To assist in upping the entertainment value, a bevy of modern-age virtues are brought to the front line: selective outrage, moral equivalence, the race card, the muslim card... along with a whole entourage of faux facts, from mangled statistics to downright lies. He said, she said, they did, we didn’t; the war of words is rapidly becoming a well-rehearsed soap opera in which everybody knows the format. Shit happens, everybody mucks in, politicians on all sides try to spin it as a triumph for themselves and a ‘sad indictment’ of the supposed motives of all the other competing sides. We’re all sinners now; casting the first stone is nothing to do with conscience, it’s merely a matter of timing.
Meanwhile, the world still turns. Those who pay for everything will still pay for everything. Those who have only ever taken will continue to take. And the poor sods in the middle scrabble for the safety and promise of salvation of the few scraps of flotsam from the wreckage. The ideologues’ multicultural, rainbow-nation dream has been a disaster and the disparate forces of malcontent, jostling to put their special interest centre stage at the expense of others threatens to tear it still further asunder. In pursuit of a world in which everybody wins, against nature itself, we are instead in a place where, with few exceptions, everybody loses.
Ask not what your country can do for you...

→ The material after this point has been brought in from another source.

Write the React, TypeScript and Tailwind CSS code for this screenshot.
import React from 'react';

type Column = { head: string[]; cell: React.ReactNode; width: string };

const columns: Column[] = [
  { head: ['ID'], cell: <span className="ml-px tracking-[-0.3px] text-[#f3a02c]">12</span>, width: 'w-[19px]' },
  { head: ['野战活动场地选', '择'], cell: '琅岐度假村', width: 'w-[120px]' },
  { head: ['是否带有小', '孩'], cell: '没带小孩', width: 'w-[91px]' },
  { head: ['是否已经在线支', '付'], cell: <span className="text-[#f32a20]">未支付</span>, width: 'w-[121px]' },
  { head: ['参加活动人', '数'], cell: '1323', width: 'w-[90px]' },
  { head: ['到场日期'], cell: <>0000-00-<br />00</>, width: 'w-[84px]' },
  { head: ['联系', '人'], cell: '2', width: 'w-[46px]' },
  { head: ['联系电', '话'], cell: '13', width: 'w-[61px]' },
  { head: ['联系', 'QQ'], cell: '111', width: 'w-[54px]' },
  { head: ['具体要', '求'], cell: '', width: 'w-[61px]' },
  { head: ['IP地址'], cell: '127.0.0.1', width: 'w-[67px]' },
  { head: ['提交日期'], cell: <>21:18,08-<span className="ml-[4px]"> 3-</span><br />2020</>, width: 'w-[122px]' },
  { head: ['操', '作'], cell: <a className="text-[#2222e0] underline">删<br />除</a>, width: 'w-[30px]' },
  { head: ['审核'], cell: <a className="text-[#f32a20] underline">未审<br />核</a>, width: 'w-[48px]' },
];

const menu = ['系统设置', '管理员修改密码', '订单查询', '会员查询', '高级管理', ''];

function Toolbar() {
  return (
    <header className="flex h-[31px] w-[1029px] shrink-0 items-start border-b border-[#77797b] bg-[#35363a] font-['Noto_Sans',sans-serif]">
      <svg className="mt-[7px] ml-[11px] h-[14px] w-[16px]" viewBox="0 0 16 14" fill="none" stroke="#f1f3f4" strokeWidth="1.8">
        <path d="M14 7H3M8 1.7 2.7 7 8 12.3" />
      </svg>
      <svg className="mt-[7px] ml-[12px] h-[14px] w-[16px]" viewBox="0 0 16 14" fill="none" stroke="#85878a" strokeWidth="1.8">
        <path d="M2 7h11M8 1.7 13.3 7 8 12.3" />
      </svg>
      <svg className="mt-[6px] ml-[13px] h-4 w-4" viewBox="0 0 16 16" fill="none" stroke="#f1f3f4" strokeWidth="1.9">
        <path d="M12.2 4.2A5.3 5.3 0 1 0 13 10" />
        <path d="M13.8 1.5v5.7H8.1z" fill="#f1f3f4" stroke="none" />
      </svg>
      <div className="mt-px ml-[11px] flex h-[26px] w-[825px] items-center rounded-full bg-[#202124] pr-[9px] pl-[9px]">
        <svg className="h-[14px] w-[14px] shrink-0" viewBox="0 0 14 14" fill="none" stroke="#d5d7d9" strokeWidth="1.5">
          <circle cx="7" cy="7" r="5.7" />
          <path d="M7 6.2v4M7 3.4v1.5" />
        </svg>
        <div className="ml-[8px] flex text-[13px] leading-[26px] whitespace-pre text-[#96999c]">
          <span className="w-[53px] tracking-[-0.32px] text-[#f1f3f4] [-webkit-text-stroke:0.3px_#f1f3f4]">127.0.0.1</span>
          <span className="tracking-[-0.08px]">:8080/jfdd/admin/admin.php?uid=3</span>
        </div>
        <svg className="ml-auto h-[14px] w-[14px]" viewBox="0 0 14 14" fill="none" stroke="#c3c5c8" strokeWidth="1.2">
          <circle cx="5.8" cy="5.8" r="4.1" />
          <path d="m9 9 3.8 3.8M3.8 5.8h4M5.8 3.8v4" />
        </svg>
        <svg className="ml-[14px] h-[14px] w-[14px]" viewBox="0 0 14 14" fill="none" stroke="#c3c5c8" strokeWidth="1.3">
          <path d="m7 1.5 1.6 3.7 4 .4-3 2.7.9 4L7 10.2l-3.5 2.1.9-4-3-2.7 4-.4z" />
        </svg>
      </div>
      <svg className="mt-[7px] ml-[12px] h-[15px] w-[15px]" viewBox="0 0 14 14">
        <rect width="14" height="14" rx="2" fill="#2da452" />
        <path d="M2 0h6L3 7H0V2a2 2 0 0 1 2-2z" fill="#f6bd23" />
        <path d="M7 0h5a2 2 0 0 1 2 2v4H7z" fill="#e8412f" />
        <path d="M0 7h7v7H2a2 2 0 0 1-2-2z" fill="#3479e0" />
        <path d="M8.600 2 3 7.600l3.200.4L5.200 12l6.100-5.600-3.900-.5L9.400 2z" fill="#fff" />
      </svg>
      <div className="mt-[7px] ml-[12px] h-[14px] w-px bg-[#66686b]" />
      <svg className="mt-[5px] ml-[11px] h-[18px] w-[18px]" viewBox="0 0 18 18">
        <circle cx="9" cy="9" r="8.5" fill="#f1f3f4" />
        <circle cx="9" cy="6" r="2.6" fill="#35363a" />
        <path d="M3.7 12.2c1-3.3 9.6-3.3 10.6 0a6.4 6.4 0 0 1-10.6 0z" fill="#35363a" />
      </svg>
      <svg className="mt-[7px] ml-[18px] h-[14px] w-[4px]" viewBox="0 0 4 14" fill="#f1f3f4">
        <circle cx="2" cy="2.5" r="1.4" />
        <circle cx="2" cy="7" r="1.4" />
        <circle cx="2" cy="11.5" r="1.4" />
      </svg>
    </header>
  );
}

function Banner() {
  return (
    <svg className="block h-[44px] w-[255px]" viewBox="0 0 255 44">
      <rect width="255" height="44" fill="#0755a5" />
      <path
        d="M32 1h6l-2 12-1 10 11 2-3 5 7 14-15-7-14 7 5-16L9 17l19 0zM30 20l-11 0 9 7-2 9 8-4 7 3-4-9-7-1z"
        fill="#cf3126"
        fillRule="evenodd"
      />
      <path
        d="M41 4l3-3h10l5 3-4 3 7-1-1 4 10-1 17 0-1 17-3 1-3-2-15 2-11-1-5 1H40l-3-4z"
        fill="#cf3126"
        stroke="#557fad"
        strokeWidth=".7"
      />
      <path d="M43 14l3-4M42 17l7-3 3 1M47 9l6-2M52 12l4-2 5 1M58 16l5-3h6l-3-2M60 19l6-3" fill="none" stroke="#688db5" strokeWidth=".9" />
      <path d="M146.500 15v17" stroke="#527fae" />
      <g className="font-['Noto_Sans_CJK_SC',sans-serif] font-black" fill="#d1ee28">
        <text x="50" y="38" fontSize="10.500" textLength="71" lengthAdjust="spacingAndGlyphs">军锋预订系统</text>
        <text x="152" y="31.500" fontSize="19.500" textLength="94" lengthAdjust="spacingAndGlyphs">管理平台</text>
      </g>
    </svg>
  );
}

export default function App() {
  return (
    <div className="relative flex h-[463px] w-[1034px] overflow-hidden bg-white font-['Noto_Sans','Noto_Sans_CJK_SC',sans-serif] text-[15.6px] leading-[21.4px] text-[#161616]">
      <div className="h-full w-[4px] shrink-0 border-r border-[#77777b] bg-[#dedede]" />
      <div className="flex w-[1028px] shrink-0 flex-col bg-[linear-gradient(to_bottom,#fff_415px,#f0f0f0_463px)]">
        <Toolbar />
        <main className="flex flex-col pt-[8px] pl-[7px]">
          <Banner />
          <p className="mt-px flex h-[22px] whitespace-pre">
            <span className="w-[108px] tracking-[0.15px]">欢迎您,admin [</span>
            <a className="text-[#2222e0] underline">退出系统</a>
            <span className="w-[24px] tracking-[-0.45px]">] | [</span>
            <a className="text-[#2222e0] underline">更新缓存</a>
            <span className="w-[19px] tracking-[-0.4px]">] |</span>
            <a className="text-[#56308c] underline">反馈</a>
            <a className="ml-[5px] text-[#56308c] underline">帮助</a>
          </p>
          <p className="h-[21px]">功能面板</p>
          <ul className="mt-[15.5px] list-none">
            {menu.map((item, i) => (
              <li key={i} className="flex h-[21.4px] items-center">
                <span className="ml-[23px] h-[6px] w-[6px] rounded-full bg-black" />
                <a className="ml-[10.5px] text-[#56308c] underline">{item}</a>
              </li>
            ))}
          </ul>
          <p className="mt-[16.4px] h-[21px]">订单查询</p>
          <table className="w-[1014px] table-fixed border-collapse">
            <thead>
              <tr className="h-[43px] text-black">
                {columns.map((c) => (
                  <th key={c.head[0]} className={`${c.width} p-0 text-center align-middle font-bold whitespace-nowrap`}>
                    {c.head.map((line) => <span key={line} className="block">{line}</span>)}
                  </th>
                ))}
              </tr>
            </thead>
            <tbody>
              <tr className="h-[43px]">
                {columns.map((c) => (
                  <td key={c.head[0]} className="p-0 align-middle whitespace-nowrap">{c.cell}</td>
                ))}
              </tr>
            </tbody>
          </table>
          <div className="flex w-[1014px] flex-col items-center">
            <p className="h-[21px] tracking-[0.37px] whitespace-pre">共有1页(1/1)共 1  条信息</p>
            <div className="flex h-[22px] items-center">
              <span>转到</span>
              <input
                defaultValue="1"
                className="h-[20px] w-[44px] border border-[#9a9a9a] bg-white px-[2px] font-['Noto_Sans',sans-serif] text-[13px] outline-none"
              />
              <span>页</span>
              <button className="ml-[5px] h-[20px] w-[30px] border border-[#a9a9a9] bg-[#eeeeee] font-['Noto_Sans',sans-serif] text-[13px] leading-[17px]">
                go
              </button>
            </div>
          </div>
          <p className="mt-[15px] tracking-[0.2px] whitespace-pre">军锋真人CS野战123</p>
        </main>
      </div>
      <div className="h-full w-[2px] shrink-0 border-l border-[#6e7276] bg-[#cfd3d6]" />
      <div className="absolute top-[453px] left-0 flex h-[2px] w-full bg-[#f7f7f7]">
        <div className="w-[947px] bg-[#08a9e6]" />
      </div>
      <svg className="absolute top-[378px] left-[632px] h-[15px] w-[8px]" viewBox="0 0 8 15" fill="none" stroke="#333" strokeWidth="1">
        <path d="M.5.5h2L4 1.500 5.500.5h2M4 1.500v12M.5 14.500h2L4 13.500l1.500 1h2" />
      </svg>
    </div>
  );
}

Whatever happens today, peaceful or otherwise, it has to be hoped that common sense and common decency prevail and the process of governing the country is allowed to begin again. Instead of demanding from society yet another slice of a finite pie of money, police, emergency services, ‘justice’ and so on, look to the other side of the Grenfell disaster. Follow the example of those who freely gave of their time and resources to help each other out. Margaret Thatcher said there was no such thing as society – and she was right. People conveniently forget that she went on to say: “There are individual men and women and there are families. And no government can do anything except through people, and people must look after themselves first. It is our duty to look after ourselves and then, also, to look after our neighbours." Why, she was practically Jeremy Corbyn!
Friday, 16 June 2017
There’s a lot said on both sides of The House about immigration. In the wider world people adversely affected – and they are many – find it hard to comprehend how their circumstances have come about, while in other areas – usually those who have known little else – they refer to vibrant diversity and all its wonders. There are valid arguments on both extremes if they could only be heard above the clamour of political correctness, typified by the image of a politician, any variety, clasping knees to chest, rocking to and fro and loudly humming so as not hear any incorrect opinions.

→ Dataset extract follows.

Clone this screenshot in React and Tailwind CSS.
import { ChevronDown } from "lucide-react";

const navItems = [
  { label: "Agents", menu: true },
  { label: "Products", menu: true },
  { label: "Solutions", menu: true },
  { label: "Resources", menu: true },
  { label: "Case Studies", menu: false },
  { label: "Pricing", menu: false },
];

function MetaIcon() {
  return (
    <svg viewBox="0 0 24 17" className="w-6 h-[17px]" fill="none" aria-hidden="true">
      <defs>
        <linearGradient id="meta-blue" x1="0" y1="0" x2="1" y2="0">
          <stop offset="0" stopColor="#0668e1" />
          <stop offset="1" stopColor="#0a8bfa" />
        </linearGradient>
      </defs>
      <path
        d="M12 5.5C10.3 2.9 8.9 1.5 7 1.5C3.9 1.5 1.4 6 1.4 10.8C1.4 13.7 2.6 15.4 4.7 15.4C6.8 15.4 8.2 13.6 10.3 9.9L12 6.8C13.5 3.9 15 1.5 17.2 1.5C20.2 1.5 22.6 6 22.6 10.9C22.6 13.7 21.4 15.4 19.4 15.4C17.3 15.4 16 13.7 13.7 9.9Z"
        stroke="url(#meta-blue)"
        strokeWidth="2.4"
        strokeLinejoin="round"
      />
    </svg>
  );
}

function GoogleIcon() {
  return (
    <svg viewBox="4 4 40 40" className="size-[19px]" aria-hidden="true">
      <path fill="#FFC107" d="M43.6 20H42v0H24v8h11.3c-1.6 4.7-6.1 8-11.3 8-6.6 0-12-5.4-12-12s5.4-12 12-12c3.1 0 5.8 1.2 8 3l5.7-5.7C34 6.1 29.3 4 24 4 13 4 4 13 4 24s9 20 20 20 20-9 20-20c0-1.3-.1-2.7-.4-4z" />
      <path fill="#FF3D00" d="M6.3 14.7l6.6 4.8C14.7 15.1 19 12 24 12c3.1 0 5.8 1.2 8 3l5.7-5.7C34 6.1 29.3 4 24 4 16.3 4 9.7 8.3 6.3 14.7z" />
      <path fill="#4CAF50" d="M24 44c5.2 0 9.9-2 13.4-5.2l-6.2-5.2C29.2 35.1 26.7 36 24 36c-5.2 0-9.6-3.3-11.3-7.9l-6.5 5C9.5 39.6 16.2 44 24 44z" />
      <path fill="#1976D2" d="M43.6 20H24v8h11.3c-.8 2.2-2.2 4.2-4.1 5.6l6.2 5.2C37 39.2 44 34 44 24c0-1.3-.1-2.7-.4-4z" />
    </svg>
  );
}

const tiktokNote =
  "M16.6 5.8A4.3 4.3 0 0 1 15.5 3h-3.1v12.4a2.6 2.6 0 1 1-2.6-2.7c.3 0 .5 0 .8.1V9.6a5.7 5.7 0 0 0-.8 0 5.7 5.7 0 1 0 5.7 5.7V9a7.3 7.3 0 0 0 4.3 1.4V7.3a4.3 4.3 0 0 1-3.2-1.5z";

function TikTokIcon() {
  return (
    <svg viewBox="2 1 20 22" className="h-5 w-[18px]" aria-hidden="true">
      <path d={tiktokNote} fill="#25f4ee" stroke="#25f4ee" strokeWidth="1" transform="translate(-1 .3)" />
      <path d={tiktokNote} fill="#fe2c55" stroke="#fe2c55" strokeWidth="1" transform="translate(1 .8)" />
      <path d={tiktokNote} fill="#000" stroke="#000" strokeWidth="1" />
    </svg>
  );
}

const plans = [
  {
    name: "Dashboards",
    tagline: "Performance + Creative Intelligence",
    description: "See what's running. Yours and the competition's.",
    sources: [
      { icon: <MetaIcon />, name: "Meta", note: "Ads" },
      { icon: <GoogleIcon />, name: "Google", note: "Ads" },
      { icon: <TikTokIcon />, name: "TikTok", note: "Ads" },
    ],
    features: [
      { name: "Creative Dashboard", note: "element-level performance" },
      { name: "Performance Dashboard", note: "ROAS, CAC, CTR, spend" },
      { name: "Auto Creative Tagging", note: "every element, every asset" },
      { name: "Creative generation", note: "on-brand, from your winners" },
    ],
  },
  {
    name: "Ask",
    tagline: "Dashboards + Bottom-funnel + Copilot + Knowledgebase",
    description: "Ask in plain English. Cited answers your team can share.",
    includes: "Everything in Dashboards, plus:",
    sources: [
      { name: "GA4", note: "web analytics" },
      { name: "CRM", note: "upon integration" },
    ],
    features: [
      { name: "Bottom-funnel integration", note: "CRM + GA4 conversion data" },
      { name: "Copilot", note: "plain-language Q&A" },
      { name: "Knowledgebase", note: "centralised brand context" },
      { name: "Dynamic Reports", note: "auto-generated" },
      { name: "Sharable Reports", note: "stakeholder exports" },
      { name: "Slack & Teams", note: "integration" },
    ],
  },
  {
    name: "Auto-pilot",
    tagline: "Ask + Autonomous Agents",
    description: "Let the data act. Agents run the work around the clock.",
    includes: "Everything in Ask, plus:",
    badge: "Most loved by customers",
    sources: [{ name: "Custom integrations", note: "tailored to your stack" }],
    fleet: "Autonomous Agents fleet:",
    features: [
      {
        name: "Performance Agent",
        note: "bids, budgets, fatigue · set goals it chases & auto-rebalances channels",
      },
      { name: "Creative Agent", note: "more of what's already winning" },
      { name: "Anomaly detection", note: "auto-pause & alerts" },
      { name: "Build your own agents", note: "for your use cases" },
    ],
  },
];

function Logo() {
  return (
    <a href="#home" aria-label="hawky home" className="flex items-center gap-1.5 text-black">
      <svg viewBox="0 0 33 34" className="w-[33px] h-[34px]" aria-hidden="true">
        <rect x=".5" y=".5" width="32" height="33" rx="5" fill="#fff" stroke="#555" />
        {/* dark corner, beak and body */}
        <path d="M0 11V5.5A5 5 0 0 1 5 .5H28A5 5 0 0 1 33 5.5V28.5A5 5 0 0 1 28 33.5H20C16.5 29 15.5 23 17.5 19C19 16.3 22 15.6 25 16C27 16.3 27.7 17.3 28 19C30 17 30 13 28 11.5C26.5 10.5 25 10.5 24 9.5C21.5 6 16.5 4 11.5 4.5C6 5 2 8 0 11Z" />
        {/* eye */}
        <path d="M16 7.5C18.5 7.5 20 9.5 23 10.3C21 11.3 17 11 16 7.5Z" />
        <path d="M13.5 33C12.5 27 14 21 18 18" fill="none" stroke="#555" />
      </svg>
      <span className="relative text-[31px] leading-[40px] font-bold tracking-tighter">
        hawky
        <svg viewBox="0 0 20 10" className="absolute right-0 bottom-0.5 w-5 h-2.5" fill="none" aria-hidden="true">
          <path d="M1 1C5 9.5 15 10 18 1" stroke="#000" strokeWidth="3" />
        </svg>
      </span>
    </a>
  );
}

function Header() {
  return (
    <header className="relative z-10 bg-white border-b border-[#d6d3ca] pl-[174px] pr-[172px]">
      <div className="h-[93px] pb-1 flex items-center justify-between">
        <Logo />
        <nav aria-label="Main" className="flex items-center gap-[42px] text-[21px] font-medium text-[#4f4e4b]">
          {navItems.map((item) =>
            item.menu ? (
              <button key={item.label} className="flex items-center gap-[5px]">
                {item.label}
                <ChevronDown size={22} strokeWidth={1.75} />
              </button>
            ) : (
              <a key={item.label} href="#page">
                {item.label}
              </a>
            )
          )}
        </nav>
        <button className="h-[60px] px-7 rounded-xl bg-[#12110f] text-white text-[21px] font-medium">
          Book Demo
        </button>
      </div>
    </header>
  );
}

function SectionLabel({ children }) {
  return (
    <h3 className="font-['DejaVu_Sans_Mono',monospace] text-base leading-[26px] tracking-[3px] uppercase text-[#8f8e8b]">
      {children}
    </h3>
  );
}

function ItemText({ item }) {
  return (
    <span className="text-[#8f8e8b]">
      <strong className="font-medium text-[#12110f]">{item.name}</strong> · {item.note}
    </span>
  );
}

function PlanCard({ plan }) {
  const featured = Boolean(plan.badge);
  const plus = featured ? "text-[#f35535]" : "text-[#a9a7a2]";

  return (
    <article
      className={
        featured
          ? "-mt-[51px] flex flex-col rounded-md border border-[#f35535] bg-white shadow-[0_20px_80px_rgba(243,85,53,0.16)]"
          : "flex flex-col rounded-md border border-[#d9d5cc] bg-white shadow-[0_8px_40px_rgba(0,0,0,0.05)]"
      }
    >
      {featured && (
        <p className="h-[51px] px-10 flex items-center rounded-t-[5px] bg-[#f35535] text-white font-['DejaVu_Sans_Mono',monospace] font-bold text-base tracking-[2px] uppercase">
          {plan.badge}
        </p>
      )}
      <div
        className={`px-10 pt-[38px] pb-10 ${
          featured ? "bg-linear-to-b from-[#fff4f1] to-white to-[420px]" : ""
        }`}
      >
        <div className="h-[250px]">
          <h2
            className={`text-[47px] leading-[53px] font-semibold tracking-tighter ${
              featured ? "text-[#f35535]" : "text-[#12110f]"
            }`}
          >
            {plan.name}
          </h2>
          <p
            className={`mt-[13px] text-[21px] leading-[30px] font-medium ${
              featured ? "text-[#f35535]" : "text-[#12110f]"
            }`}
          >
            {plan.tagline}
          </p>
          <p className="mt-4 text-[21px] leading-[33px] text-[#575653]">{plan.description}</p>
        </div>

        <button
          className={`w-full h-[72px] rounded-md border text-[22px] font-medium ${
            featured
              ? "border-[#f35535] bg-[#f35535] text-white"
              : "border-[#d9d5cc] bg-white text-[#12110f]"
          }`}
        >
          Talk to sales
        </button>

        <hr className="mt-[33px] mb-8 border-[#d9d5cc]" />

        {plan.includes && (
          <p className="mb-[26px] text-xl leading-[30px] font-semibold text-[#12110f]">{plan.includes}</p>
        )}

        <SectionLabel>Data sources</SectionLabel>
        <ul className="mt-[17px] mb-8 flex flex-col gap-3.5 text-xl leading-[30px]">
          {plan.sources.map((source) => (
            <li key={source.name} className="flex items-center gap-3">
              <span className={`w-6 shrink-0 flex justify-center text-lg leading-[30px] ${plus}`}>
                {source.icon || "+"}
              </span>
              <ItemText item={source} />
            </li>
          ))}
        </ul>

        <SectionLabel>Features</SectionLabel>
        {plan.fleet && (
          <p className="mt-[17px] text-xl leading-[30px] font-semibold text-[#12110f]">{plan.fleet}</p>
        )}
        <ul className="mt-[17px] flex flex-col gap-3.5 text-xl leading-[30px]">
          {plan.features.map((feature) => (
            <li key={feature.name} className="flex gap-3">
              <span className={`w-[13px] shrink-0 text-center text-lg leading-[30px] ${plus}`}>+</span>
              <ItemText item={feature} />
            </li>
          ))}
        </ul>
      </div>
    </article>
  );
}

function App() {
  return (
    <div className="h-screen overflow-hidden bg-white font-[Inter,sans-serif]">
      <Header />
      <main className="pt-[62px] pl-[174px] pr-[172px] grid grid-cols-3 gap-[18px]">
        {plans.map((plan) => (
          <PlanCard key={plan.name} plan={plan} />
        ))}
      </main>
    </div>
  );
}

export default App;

Last night’s ‘comedy’ spot on Radio 4 was occupied by Paul Sinha's History Revision and jolly interesting it was too... were it not for the fact that this son of immigrants was banging one particular drum and banging pretty loudly, too. The tune was, ‘nothing good would ever have happened in the world without immigration’. And he had the history to prove it. Now, I know Sinha is a clever lad and I’m sure he would make for invigorating and stimulating company, but this trope is over-wrought and fundamentally flawed.
‘We are all descended from immigrants’ is irrelevant. ‘The NHS relies on immigrants’ is irrelevant. Immigration, in and of itself, is not the source of all things good, it is merely one of several facilitators. It is the individual, inspired by place and experience, that creates; his or her ethnic origin is often incidental. Sinha’s thesis, inspired by his love of history – literally an ‘amateur’ historian – was based on an acceptance of the innate ‘goodness’ of immigration.
Inventure Place, in Akron Ohio, is referred to as the American Inventors’ Hall of Fame and its exhibitive niches are mostly occupied by immigrants who came to The New World, did good and invented stuff; the USA is proud to adopt them as great American inventors. But there’s a bit of a chicken and egg game going on here – did the immigrants make it happen, or did America provide the means and opportunities? Or did they do their inventing elsewhere and bring the goods over on the Mayflower’s successors? Beware the easy conclusions wrought from a non sequitur.
Anyway, we’ve always had movement of people. One traditional mode of casual migration was the regular cycles of itinerant traders, slavers, tinkers and circus folk, the inspiration for many a running-away-from-home. A friend of mine disappeared one day, some years ago and much gossip ensued. But a decade later, when the circus came to town, there he was, in full carney slap, parading round the ring, an array of ironmongery hanging from a specially designed belt.
As the crowd watched he took from his belt a small hammer, such as are used by piano tuners, which he swallowed whole. The watchers gasped. Next, a toffee hammer disappeared down his gullet, quickly followed by a veneer hammer, a small ball pein and a much larger claw hammer. The applause rippled around the big top but then we were quelled to silence as the lights dimmed; for the finale he took up a six-pound sledgehammer and after some business twirling it around, tossing and catching it he struck a pose and then, with his head tilted far back, he slowly swallowed the hickory shaft until only the steel hammer head remained visible. With a gulp, this too was gone; the audience went wild!
The roar of the greasepaint, the smell of the crowd!
After the show, I caught up with him as he signed autographs and congratulated him on his remarkable achievements. He told me of his life and the wonderful people he had met, from all over the world. I remarked on his unconventional performance and asked if he had ever tried to swallow a sword, a much more familiar act. He shook his head. “No,” he said “that’s a job for the professionals... I’m strictly an ‘ammer-chewer.”